[rb-general] SOURCE_PREFIX_MAP format specification proposals

Ximin Luo infinity0 at debian.org
Sat Jan 14 11:45:00 CET 2017


Daniel Kahn Gillmor:
> On Thu 2017-01-12 22:45:02 -0500, Daniel Shahaf wrote:
>> I expect an encoding that's restricted to [0x21, 0x7E] make the
>> standard easier for people to adopt: envvars are traditionally
>> restricted to this subset, notwithstanding that getenv(3) return type
>> allos any NUL-terminated string.
>>
>> My point was that SOURCE_PREFIX_MAP will have more producers than it
>> will have consumers.
> 
> the deployment challenge here is that we need the consumers to be
> willing to adopt it first; without any consumers, there will be no
> producers.
> 
> That said, i find myself swayed by Daniel's arguments for
> round-trippable data.
> 

I agree that the principles expressed are very important for a communications protocol or encoding system, but this is not what SOURCE_PREFIX_MAP is. The only way it will be transmitted, is via .buildinfo files, which already quote all envvar values (see deb-buildinfo(1)).

But sure, it's a "nice to have".

> Daniel's 1a ("key1:value1:key2:value2" on non-windows,
> "key1;value1;key2;value2" on windows) seems the simplest to me.  People
> already know how to parse $PATH, and this is just that with an even
> number of values.
> 
> If people complain about colons, it's the same problem they're already
> used to dealing with with $PATH, right?
> 

PATH does not escape colons, it just disallows paths-with-colons in PATH.

I had another idea last night which is to use urlencoding, so it would look like this:

SOURCE_PREFIX_MAP=/a/b%3Dyyy=ERROR&/a=lol&/b=foo&/a/b%3Dyyy=secret

The minor difference is that application/x-www-url-encoded requires all non-alphanum to be escaped, but we would only require %=;& to be escaped, which is easier to write in a Makefile. (This is for appending to the variable)

For parsing it, in python3 it's just urllib.parse.parse_qsl(SOURCE_PREFIX_MAP) and in C it would be a simple adaptation of the escaping code that Daniel already posted earlier.

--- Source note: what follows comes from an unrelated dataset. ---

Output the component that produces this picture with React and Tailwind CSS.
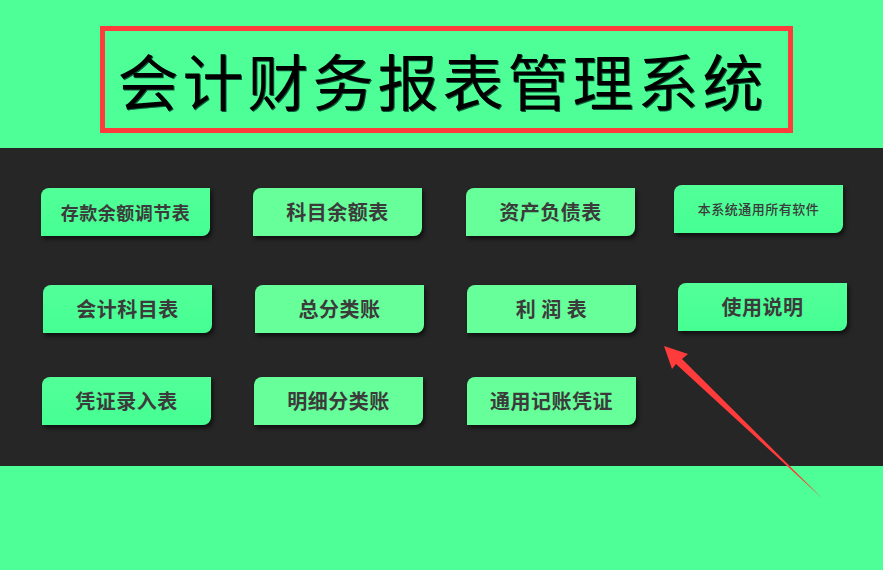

The benefit over backslash-escaping, is that if producers of the variable "over-escape" their values by accident (e.g. they escape / to %2f), naively-written consumers that unescape all %nn codes will still read these values fine. By contrast, with backslash-escaping we'd need to add extra code to support "expected" escape codes like \n \f \t etc.